L'acceptation de justesse de la 13e rente, avec un taux de participation au vote supérieur à celui des dernières élections fédérales (dans ce pays, il est vrai, on élit à droite et, souvent, on vote à gauche...), fut un moment qu'on espéra porteur d'un changement important de politique s'agissant du système de retraite. Un moment, seulement.  Le vote de la 13e rente semblait signifier qu'après des décennies de renforcement des inégalités, une reprise du progrès social est envisageable, avec le soutien du peuple. Il n'y a aucune raison que le vote d'AVS 21 nous désarme -bien au contraire.
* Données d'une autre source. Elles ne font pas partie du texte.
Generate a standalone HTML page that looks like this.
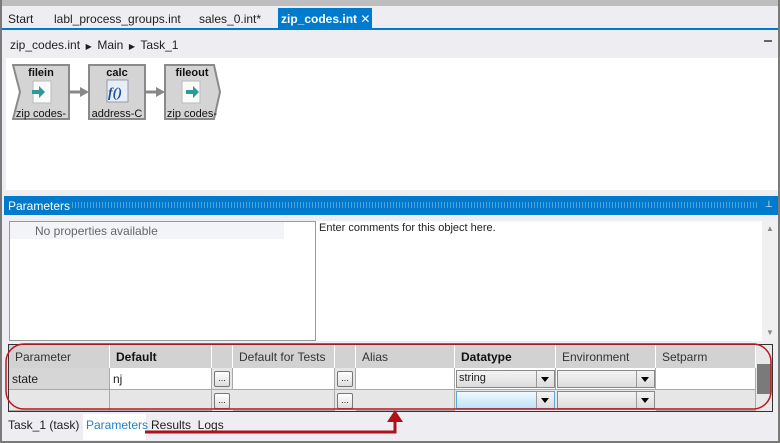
<!DOCTYPE html>
<html><head><style>
*{margin:0;padding:0;box-sizing:border-box}
body{width:780px;height:443px;overflow:hidden;background:#eeeef2;font-family:"Liberation Sans",sans-serif;font-size:12px;color:#1e1e1e;position:relative;white-space:nowrap}
.a{position:absolute}
.tab{position:absolute;top:12px;font-size:12px}
.hd{position:absolute;top:345px;height:23px;background:#d2d2d2;border-right:1px solid #fff;padding:5px 6px;font-size:12px;color:#333}
.c{position:absolute;height:22px;border-right:1px solid #aaa;border-bottom:1px solid #aaa;padding:4px 3px;font-size:12px}
.btn{position:absolute;width:16px;height:16px;border:1px solid #777;border-radius:2px;background:linear-gradient(#fff,#ddd);font-size:9px;text-align:center;line-height:12px}
.dd{position:absolute;height:18px;border:1px solid #888;background:linear-gradient(#f4f4f4,#dcdcdc);font-size:11px;padding:1px 2px}
.dd:after{content:"";position:absolute;right:0;top:0;width:17px;height:16px;border-left:1px solid #999;background:linear-gradient(#f4f4f4,#dcdcdc)}
.dd i{position:absolute;right:5px;top:6px;border:4px solid transparent;border-top:5px solid #000;z-index:2}
</style></head><body>
<div class="a" style="left:0;top:0;width:780px;height:6px;background:#bdbdbd"></div>
<div class="a" style="left:0;top:0;width:2px;height:443px;background:#7a7a7a"></div>
<div class="a" style="right:0;top:0;width:2px;height:443px;background:#7a7a7a"></div>
<div class="a" style="left:0;bottom:0;width:780px;height:2px;background:#7a7a7a"></div>
<div class="tab" style="left:8px">Start</div>
<div class="tab" style="left:54px">labl_process_groups.int</div>
<div class="tab" style="left:199px">sales_0.int*</div>
<div class="a" style="left:278px;top:8px;width:94px;height:21px;background:#007acc;color:#fff;font-weight:bold;padding:4px 3px;font-size:12px">zip_codes.int <span style="font-weight:normal;font-size:12px">✕</span></div>
<div class="a" style="left:2px;top:28px;width:776px;height:2px;background:#007acc"></div>
<div class="a" style="left:10px;top:38px">zip_codes.int <span style="font-size:8px">&nbsp;▶&nbsp;</span> Main <span style="font-size:8px">&nbsp;▶&nbsp;</span> Task_1</div>
<div class="a" style="left:764px;top:40px;width:8px;height:2px;background:#666"></div>
<div class="a" style="left:6px;top:58px;width:772px;height:132px;background:#fff"></div>
<svg class="a" style="left:12px;top:63px" width="215" height="60">
<polygon points="1,2 57,2 57,56 1,56 8,29" fill="#d4d4d4" stroke="#8a8a8a" stroke-width="2"/>
<rect x="77" y="2" width="56" height="54" fill="#d4d4d4" stroke="#8a8a8a" stroke-width="2"/>
<polygon points="153,2 202,2 208,29 202,56 153,56" fill="#d4d4d4" stroke="#8a8a8a" stroke-width="2"/>
<line x1="58" y1="29" x2="70" y2="29" stroke="#888" stroke-width="3"/><polygon points="68,24 77,29 68,34" fill="#888"/>
<line x1="134" y1="29" x2="146" y2="29" stroke="#888" stroke-width="3"/><polygon points="144,24 153,29 144,34" fill="#888"/>
<rect x="21" y="18" width="18" height="22" fill="#fafafa" stroke="#bbb"/><path d="M20 27h7v-4l6 6-6 6v-4h-7z" fill="#2a9a9a"/>
<rect x="95" y="17" width="21" height="22" fill="#e8eef8" stroke="#99a"/><text x="96" y="34" font-family="Liberation Serif" font-style="italic" font-weight="bold" font-size="14" fill="#1f4e9a">f()</text>
<rect x="170" y="18" width="18" height="22" fill="#fafafa" stroke="#bbb"/><path d="M174 27h7v-4l6 6-6 6v-4h-7z" fill="#2a9a9a"/>
<g font-family="Liberation Sans" font-size="11" text-anchor="middle" fill="#111"><text x="29" y="13" font-weight="bold">filein</text><text x="105" y="13" font-weight="bold">calc</text><text x="180" y="13" font-weight="bold">fileout</text>
<text x="29" y="54">zip codes-</text><text x="105" y="54">address-C</text><text x="180" y="54">zip codes-</text></g>
</svg>
<div class="a" style="left:4px;top:196px;width:774px;height:19px;background:#007acc;color:#fff;padding:3px 4px;font-size:12px">Parameters</div>
<div class="a" style="left:72px;top:202px;width:686px;height:6px;background:repeating-linear-gradient(90deg,#4ea3df 0 1px,transparent 1px 3px)"></div>
<div class="a" style="left:765px;top:199px;color:#fff;font-size:9px">⊥</div>
<div class="a" style="left:9px;top:221px;width:307px;height:120px;background:#fff;border:1px solid #999"></div>
<div class="a" style="left:10px;top:222px;width:274px;height:17px;background:#f2f4f8;color:#666;padding:2px 25px">No properties available</div>
<div class="a" style="left:316px;top:221px;width:446px;height:120px;background:#fff;padding:1px 3px;font-size:11px">Enter comments for this object here.</div>
<div class="a" style="left:762px;top:221px;width:16px;height:120px;background:#f0f0f0"></div>
<div class="a" style="left:766px;top:224px;color:#888;font-size:8px">▲</div>
<div class="a" style="left:766px;top:328px;color:#888;font-size:8px">▼</div>
<div class="a" style="left:8px;top:344px;width:765px;height:68px;background:#e6e6e6;border:1px solid #333"></div>
<div class="hd" style="left:9px;width:101px">Parameter</div>
<div class="hd" style="left:110px;width:102px;font-weight:bold;color:#111">Default</div>
<div class="hd" style="left:212px;width:21px"></div>
<div class="hd" style="left:233px;width:102px">Default for Tests</div>
<div class="hd" style="left:335px;width:21px"></div>
<div class="hd" style="left:356px;width:99px">Alias</div>
<div class="hd" style="left:455px;width:101px;font-weight:bold;color:#111">Datatype</div>
<div class="hd" style="left:556px;width:100px">Environment</div>
<div class="hd" style="left:656px;width:100px">Setparm</div>
<div class="c" style="left:9px;top:368px;width:101px;background:#d6d6d6">state</div>
<div class="c" style="left:110px;top:368px;width:102px;background:#fff">nj</div>
<div class="c" style="left:212px;top:368px;width:21px;background:#e6e6e6"></div>
<div class="c" style="left:233px;top:368px;width:102px;background:#fff"></div>
<div class="c" style="left:335px;top:368px;width:21px;background:#e6e6e6"></div>
<div class="c" style="left:356px;top:368px;width:99px;background:#fff"></div>
<div class="c" style="left:455px;top:368px;width:101px;background:#fff"></div>
<div class="c" style="left:556px;top:368px;width:100px;background:#fff"></div>
<div class="c" style="left:656px;top:368px;width:100px;background:#fff"></div>
<div class="c" style="left:9px;top:390px;width:101px;height:21px;background:#e6e6e6"></div>
<div class="c" style="left:110px;top:390px;width:102px;height:21px;background:#e6e6e6"></div>
<div class="c" style="left:233px;top:390px;width:102px;height:21px;background:#e6e6e6"></div>
<div class="c" style="left:356px;top:390px;width:99px;height:21px;background:#e6e6e6"></div>
<div class="c" style="left:656px;top:390px;width:100px;height:21px;background:#e6e6e6"></div>
<div class="btn" style="left:214px;top:371px">...</div><div class="btn" style="left:337px;top:371px">...</div>
<div class="btn" style="left:214px;top:393px">...</div><div class="btn" style="left:337px;top:393px">...</div>
<div class="dd" style="left:456px;top:370px;width:99px">string<i></i></div>
<div class="dd" style="left:557px;top:370px;width:98px"><i></i></div>
<div class="dd" style="left:456px;top:391px;width:99px;background:linear-gradient(#f0f8ff,#bfe3f8);border-color:#5aa7d8"><i></i></div>
<div class="dd" style="left:557px;top:391px;width:98px"><i></i></div>
<div class="a" style="left:756px;top:345px;width:16px;height:66px;background:#e8e8e8"></div>
<div class="a" style="left:757px;top:364px;width:14px;height:30px;background:#7a7a7a"></div>
<div class="a" style="left:8px;top:418px;font-size:12px">Task_1 (task)</div>
<div class="a" style="left:83px;top:414px;width:63px;height:26px;background:#fff"></div>
<div class="a" style="left:86px;top:418px;color:#1e7fcf">Parameters</div>
<div class="a" style="left:151px;top:418px">Results &nbsp;Logs</div>
<svg class="a" style="left:0;top:340px" width="780" height="103">
<rect x="6" y="4" width="765" height="65" rx="18" fill="none" stroke="#c0141c" stroke-width="1.5"/>
<path d="M145 92H395V80" fill="none" stroke="#b0101a" stroke-width="3"/>
<polygon points="387,82 395,70 403,82" fill="#b0101a"/>
</svg>
</body></html>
A l'ordre du jour, il y a quelques réformes spécifiques (la prise en compte du "care", la prise en charge des proches, et des temps partiels), un principe à faire respecter (l'égalité salariale) et une grande réforme à mener : la fusion des premiers et deuxième pilier du système de retraite.

"Aujourd'hui, on perd, mais demain, nous gagnerons", proclame la vice-présidente des Femmes Socialistes, Tamara Pour réformer le système suisse de retraite, tout reste à faire. Pour le réformer, pas le contre-réformer.